500 Questions: About the Position, Part One

Give me an example of a time when you have been the most contented in your last position?

The interviewer wants a perspective on what type of work inspires you and how well it fits in with the position being offered. From your previous research, match your answer to the qualifications you know are being sought in the job.

If you were faced by hostility from another employee, what would you do?

The interviewer is looking to gauge your interpersonal skills, specifically under stressful situations. Take this opportunity to describe how you have used negotiation, intervention, and problem solving skills in the past to help resolve conflicts in the workplace.

Would anyone be surprised to hear that you are interviewing for the job we are discussing? Who and why?

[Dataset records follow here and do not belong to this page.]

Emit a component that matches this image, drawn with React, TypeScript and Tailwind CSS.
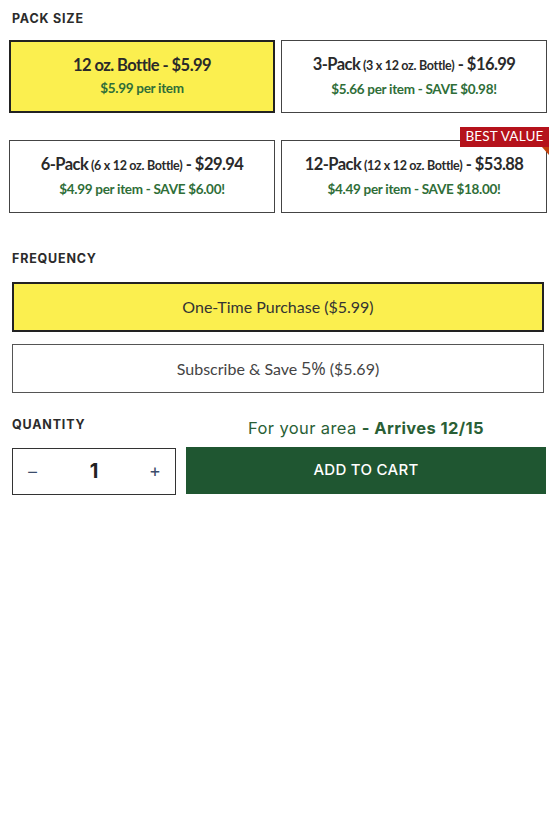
import React from "react";

const lato = { fontFamily: "Lato, 'Open Sans', sans-serif" };

function PackCard({
  title,
  sub,
  price,
  line2,
  selected,
  badge,
}: {
  title: string;
  sub?: string;
  price: string;
  line2: string;
  selected?: boolean;
  badge?: boolean;
}) {
  return (
    <div
      className={
        "relative flex h-[73px] flex-col items-center justify-center " +
        (selected
          ? "border-2 border-[#222222] bg-[#fbef4f]"
          : "border border-[#444444] bg-white")
      }
      style={lato}
    >
      <div className="mt-[-2px] text-[16.5px] font-bold leading-[20px] tracking-[-0.55px] text-[#2a2a2a]">
        {title}
        {sub && (
          <span className="text-[12.5px] tracking-[-0.3px]"> {sub}</span>
        )}{" "}
        - {price}
      </div>
      <div className="mt-[5px] text-[13.5px] font-bold leading-[16px] tracking-[-0.3px] text-[#2f6e38]">
        {line2}
      </div>
      {badge && (
        <div className="absolute right-[-3px] top-[-14px]">
          <div className="flex h-[20px] w-[89px] items-center justify-center bg-[#b5121b] text-[13.5px] leading-none tracking-[0.2px] text-white" style={lato}>
            BEST VALUE
          </div>
          <div className="ml-auto h-0 w-0 border-l-[7px] border-t-[8px] border-l-transparent border-t-[#c0410e]" />
        </div>
      )}
    </div>
  );
}

export default function App() {
  const label =
    "text-[12.5px] font-bold uppercase tracking-[0.8px] text-[#2b2b2b] leading-none";
  const labelFont = { fontFamily: "Inter, 'DejaVu Sans', sans-serif" };
  return (
    <div className="h-[840px] w-[560px] bg-white pl-[9px] pr-[13px] pt-[13px]">
      <div className={label + " ml-[3px]"} style={labelFont}>
        Pack Size
      </div>
      <div className="mt-[14px] grid grid-cols-2 gap-x-[6px] gap-y-[27px]">
        <PackCard title="12 oz. Bottle" price="$5.99" line2="$5.99 per item" selected />
        <PackCard title="3-Pack" sub="(3 x 12 oz. Bottle)" price="$16.99" line2="$5.66 per item - SAVE $0.98!" />
        <PackCard title="6-Pack" sub="(6 x 12 oz. Bottle)" price="$29.94" line2="$4.99 per item - SAVE $6.00!" />
        <PackCard title="12-Pack" sub="(12 x 12 oz. Bottle)" price="$53.88" line2="$4.49 per item - SAVE $18.00!" badge />
      </div>

      <div className={label + " mt-[40px] ml-[3px]"} style={labelFont}>
        Frequency
      </div>
      <div className="mt-[17px] mx-[3px] flex flex-col gap-[12px]">
        <div
          className="flex h-[50px] items-center justify-center border-2 border-[#222222] bg-[#fbef4f] text-[16px] text-[#333333]"
          style={lato}
        >
          One-Time Purchase ($5.99)
        </div>
        <div
          className="flex h-[49px] items-center justify-center border border-[#555555] bg-white text-[16px] text-[#444444]"
          style={lato}
        >
          Subscribe &amp; Save{" "}
          <span className="mx-[4px] text-[17.5px]" style={{ fontFamily: "'Open Sans', sans-serif" }}>
            5%
          </span>
          ($5.69)
        </div>
      </div>

      <div className="mt-[25px] ml-[3px] mr-[1px] flex gap-[10px]">
        <div className="flex w-[164px] flex-col">
          <div className={label + " mt-[1px]"} style={labelFont}>
            Quantity
          </div>
          <div className="mt-[16px] flex h-[47px] items-center justify-between border border-[#333333] pl-[13px] pr-[14px]">
            <span className="text-[20px] font-light leading-none text-[#3b4c6b]" style={labelFont}>
              −
            </span>
            <span className="text-[20px] font-bold leading-none text-[#222222]" style={labelFont}>
              1
            </span>
            <span className="text-[18px] leading-none text-[#3b4c6b]" style={labelFont}>
              +
            </span>
          </div>
        </div>
        <div className="flex flex-1 flex-col">
          <div
            className="text-center text-[16.5px] leading-[20px] tracking-[0.4px] text-[#2a5f36]"
            style={labelFont}
          >
            For your area <span className="font-bold">- Arrives 12/15</span>
          </div>
          <div
            className="mt-[9px] flex h-[47px] items-center justify-center bg-[#1f5631] text-[15px] font-medium tracking-[0.3px] text-white"
            style={labelFont}
          >
            ADD TO CART
          </div>
        </div>
      </div>
    </div>
  );
}
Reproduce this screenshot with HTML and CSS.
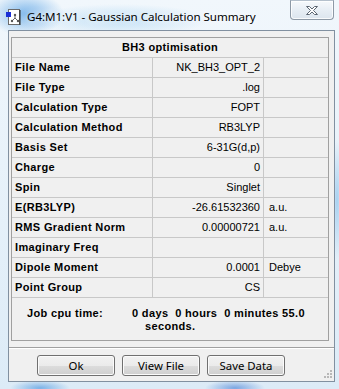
FILE: index.html
```html
<!DOCTYPE html>
<html>
<head>
<meta charset="utf-8">
<link rel="stylesheet" href="styles.css">
</head>
<body>
<div class="window">
  <div class="titlebar">
    <svg class="app-icon" width="16" height="16" viewBox="0 0 16 16">
      <rect x="2.5" y="0.5" width="11" height="15" fill="#fff" stroke="#6b6b6b"/>
      <line x1="14" y1="1" x2="14" y2="16" stroke="#222"/>
      <rect x="0" y="3" width="5" height="5" fill="#1a2fd6"/>
      <line x1="9" y1="6" x2="9" y2="9" stroke="#666"/>
      <line x1="9" y1="9" x2="6" y2="12" stroke="#666"/>
      <line x1="9" y1="9" x2="12" y2="12" stroke="#666"/>
      <circle cx="9" cy="6" r="1.2" fill="#555"/>
      <circle cx="6" cy="12" r="1.2" fill="#555"/>
      <circle cx="12" cy="12" r="1.2" fill="#555"/>
    </svg>
    <span class="title">G4:M1:V1 - Gaussian Calculation Summary</span>
    <div class="close">
      <svg width="14" height="11" viewBox="0 0 14 11">
        <path d="M1.5,1.5 H4.5 L7,4 L9.5,1.5 H12.5 L8.5,5.5 L12.5,9.5 H9.5 L7,7 L4.5,9.5 H1.5 L5.5,5.5 Z" fill="#fff" stroke="#5d6773" stroke-width="1" stroke-linejoin="round"/>
      </svg>
    </div>
  </div>
  <div class="client">
    <div class="summary">
      <div class="hdr">BH3 optimisation</div>
      <div class="lbl">File Name</div><div class="val">NK_BH3_OPT_2</div><div class="unit"></div>
      <div class="lbl">File Type</div><div class="val">.log</div><div class="unit"></div>
      <div class="lbl">Calculation Type</div><div class="val">FOPT</div><div class="unit"></div>
      <div class="lbl">Calculation Method</div><div class="val">RB3LYP</div><div class="unit"></div>
      <div class="lbl">Basis Set</div><div class="val">6-31G(d,p)</div><div class="unit"></div>
      <div class="lbl">Charge</div><div class="val">0</div><div class="unit"></div>
      <div class="lbl">Spin</div><div class="val">Singlet</div><div class="unit"></div>
      <div class="lbl">E(RB3LYP)</div><div class="val">-26.61532360</div><div class="unit">a.u.</div>
      <div class="lbl">RMS Gradient Norm</div><div class="val">0.00000721</div><div class="unit">a.u.</div>
      <div class="lbl">Imaginary Freq</div><div class="val"></div><div class="unit"></div>
      <div class="lbl">Dipole Moment</div><div class="val">0.0001</div><div class="unit">Debye</div>
      <div class="lbl">Point Group</div><div class="val">CS</div><div class="unit"></div>
      <div class="job">
        <span class="job-lbl">Job cpu time:</span>
        <span class="job-val"><span class="line">0 days  0 hours  0 minutes 55.0</span><span class="line indent">seconds.</span></span>
      </div>
    </div>
    <div class="sep"></div>
    <div class="buttons">
      <button class="btn">Ok</button>
      <button class="btn">View File</button>
      <button class="btn">Save Data</button>
    </div>
    <svg class="grip" width="10" height="10" viewBox="0 0 10 10">
      <g fill="#b8b8b8">
        <rect x="7" y="1" width="2" height="2"/>
        <rect x="4" y="4" width="2" height="2"/><rect x="7" y="4" width="2" height="2"/>
        <rect x="1" y="7" width="2" height="2"/><rect x="4" y="7" width="2" height="2"/><rect x="7" y="7" width="2" height="2"/>
      </g>
    </svg>
  </div>
</div>
</body>
</html>
```
FILE: styles.css
```css
html, body {
  margin: 0;
  padding: 0;
}
body {
  width: 339px;
  height: 389px;
  overflow: hidden;
  background:
    radial-gradient(ellipse 38px 22px at 26px 14px, rgba(30, 130, 220, 0.55), rgba(30, 130, 220, 0) 100%),
    radial-gradient(ellipse 90px 16px at 120px 20px, rgba(110, 185, 235, 0.35), rgba(110, 185, 235, 0) 100%),
    radial-gradient(ellipse 30px 8px at 40px 388px, rgba(60, 140, 220, 0.6), rgba(60, 140, 220, 0) 100%),
    radial-gradient(ellipse 30px 8px at 235px 388px, rgba(60, 120, 210, 0.6), rgba(60, 120, 210, 0) 100%),
    radial-gradient(ellipse 6px 60px at 337px 200px, rgba(90, 170, 230, 0.45), rgba(90, 170, 230, 0) 100%),
    linear-gradient(#f1f7fc, #dcebf7);
  font-family: "Liberation Sans", Arial, sans-serif;
  color: #000;
}
.window {
  width: 339px;
  height: 389px;
  display: flex;
  flex-direction: column;
}
.titlebar {
  height: 30px;
  display: flex;
  align-items: flex-start;
  flex: none;
}
.app-icon {
  margin: 9px 0 0 6px;
  flex: none;
}
.title {
  margin: 9px 0 0 5px;
  font-family: "Noto Sans", "Liberation Sans", sans-serif;
  font-size: 11.6px;
  line-height: 16px;
  letter-spacing: -0.05px;
  color: #000;
  text-shadow: 0 0 6px #fff, 0 0 10px #fff;
  white-space: nowrap;
}
.close {
  margin: 0 5px 0 auto;
  width: 44px;
  height: 20px;
  box-sizing: border-box;
  border: 1px solid #8d99a6;
  border-top-color: #b4c0cc;
  border-radius: 0 0 4px 4px;
  background: linear-gradient(#f6f9fc, #e6edf4 55%, #dce5ee);
  box-shadow: inset 0 0 0 1px rgba(255, 255, 255, 0.8);
  display: flex;
  align-items: center;
  justify-content: center;
  flex: none;
}
.client {
  position: relative;
  margin: 0 4px 0 8px;
  height: 352px;
  box-sizing: border-box;
  border: 1px solid #8190a0;
  background: #f0f0f0;
  flex: none;
}
.summary {
  margin: 6px 5px 0 2px;
  border: 1px solid #a0a0a0;
  background: #c8c8c8;
  display: grid;
  grid-template-columns: 140px 110px 64px;
  grid-template-rows: repeat(13, 19px) 42px;
  gap: 1px;
}
.summary > div {
  background: #f0f0f0;
  font-size: 11px;
  line-height: 19px;
  white-space: nowrap;
  overflow: hidden;
}
.hdr {
  grid-column: 1 / 4;
  text-align: center;
  font-weight: bold;
  letter-spacing: 0.35px;
}
.lbl {
  padding-left: 3px;
  font-weight: bold;
  letter-spacing: 0.35px;
}
.val {
  text-align: right;
  padding-right: 3px;
}
.unit {
  padding-left: 5px;
}
.summary > .job {
  grid-column: 1 / 4;
  display: flex;
  align-items: flex-start;
  padding-top: 9px;
  box-sizing: border-box;
  font-weight: bold;
  letter-spacing: 0.35px;
  line-height: 13px;
}
.job-lbl {
  width: 105px;
  padding-left: 15px;
  flex: none;
}
.job-val {
  display: flex;
  flex-direction: column;
}
.line {
  white-space: pre;
}
.indent {
  padding-left: 13px;
}
.sep {
  margin-top: 6px;
  height: 0;
  border-top: 1px solid #a0a0a0;
  border-bottom: 1px solid #ffffff;
}
.buttons {
  margin-top: 6px;
  padding-left: 28px;
  display: flex;
  gap: 7px;
}
.btn {
  width: 78px;
  height: 21px;
  box-sizing: border-box;
  border: 1px solid #707070;
  border-radius: 3px;
  background: linear-gradient(#f2f2f2 0%, #ebebeb 50%, #dddddd 51%, #cfcfcf 100%);
  box-shadow: inset 0 0 0 1px #fbfbfb;
  font-family: "Noto Sans", "Liberation Sans", sans-serif;
  font-size: 11.4px;
  color: #000;
  padding: 0;
  line-height: 17px;
}
.grip {
  position: absolute;
  right: 1px;
  bottom: 2px;
}
```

This is either a creative inquiry about your sense of focus or it could be an attempt to learn about your current employment circumstances. Show the interviewer that you know what you want and that no one will be surprised to hear that you are interviewing for a position that matches your skills and ambitions.

If your supervisor criticized you unfairly, what would you do?

Answer this question by telling of an experience when perhaps the pressure was on at work and a mistake was made. Maybe you took more than your share of the blame. If your supervisor criticized you, show how you got through the rough spot, set up new scenarios for handling such problems in the future, and assured yourself that it wouldn’t happen again. Then close with a positive anchor about what you learned and how you have implemented that in your job performance.

Your supervisor tells you to do something in a way that you know is dead wrong. What would you do?

This is a tough question. Answer it carefully, while indicating that it would require a great deal of tact, diplomacy and discretion, but you would attempt to pose alternatives to your supervisor that could better handle the situation. If he/she insisted that you do it the wrong way, you would have to agree to do it.

Say your supervisor left a task for you, then left town for a week. You can’t reach him/her and you don’t fully understand the task . What would you do?

The interviewer is most likely trying to determine whether you have an appropriate respect for hierarchy and deadline demands. If there is truly no way to reach your manager or leave a message via voice mail or electronic mail, you’d find the courage to approach your manager’s supervisor.

What would you do if you had to fire a friend?

The interviewer is trying to determine if you place the company ahead of your personal relationships. Demonstrate your willingness to go against conventional feelings for the position and in the best interests of the firm. Indicate that you would handle this in the same manner as any other working relationship, with tact, poise, and constructive measures to help your friend understand what was at stake.